#### Collected data
++++++++++++++++++++
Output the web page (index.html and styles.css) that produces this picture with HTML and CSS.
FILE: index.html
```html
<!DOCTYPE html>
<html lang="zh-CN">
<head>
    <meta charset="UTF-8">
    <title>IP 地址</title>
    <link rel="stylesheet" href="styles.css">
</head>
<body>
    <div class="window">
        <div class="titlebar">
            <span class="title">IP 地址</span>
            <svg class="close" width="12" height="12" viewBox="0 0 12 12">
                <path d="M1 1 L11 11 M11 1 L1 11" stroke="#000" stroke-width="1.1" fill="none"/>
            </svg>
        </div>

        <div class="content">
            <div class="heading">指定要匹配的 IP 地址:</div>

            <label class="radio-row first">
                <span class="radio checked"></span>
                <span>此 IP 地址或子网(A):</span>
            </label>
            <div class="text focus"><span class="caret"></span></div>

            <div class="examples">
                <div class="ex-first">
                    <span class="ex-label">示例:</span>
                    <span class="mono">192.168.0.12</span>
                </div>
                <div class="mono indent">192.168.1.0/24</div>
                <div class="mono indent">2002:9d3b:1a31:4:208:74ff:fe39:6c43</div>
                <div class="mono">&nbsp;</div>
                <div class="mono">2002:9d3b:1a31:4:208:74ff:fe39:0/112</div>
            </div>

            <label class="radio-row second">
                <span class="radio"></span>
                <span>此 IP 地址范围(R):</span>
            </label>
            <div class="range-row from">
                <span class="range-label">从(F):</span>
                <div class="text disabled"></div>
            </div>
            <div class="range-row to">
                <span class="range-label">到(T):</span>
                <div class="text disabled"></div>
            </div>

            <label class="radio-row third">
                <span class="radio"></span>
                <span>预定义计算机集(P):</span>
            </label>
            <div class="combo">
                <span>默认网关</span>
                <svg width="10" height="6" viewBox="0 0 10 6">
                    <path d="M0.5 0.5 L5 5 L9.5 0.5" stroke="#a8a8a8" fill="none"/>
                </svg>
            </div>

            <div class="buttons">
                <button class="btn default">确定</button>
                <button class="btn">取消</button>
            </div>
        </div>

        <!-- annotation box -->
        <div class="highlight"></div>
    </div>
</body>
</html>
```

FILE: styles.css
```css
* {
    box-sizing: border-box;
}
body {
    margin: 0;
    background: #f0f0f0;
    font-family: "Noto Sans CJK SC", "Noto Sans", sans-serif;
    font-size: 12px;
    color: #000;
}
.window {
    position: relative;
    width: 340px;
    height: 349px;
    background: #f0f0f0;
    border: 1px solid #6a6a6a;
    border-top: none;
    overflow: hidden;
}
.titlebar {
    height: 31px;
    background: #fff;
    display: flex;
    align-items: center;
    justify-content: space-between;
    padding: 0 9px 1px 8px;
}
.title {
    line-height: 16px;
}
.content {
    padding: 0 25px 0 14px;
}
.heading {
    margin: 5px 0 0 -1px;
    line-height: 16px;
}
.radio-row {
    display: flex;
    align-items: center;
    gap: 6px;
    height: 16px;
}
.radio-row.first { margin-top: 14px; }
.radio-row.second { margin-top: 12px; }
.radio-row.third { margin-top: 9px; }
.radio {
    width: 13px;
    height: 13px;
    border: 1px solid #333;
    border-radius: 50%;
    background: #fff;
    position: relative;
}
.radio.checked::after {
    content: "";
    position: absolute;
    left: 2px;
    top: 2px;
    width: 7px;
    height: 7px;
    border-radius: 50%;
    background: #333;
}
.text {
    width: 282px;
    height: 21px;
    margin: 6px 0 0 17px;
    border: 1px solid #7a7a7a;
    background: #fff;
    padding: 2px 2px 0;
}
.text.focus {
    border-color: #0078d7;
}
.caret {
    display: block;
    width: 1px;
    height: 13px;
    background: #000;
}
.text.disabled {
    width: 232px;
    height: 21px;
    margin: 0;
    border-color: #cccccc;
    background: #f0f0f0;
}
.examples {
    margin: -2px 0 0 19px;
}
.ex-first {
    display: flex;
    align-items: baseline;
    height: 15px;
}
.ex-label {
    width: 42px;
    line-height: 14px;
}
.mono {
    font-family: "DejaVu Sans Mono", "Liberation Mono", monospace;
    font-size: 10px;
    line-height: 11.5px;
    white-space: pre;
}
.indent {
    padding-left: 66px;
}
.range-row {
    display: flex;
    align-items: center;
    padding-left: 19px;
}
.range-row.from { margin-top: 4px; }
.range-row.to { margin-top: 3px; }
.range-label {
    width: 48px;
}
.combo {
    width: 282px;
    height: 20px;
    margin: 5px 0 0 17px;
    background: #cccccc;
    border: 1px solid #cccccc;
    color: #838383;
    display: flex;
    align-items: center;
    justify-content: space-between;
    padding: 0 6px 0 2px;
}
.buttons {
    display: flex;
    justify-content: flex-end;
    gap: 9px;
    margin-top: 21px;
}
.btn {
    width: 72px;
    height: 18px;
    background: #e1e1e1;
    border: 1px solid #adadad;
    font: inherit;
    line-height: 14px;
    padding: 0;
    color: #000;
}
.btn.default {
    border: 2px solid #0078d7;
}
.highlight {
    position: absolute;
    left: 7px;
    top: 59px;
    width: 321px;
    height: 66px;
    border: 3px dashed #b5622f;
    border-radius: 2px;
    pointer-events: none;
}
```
++++++++++++++++++++
#### Aim
Give only the number of lines in the material above that hold the word "index".

#### Result
2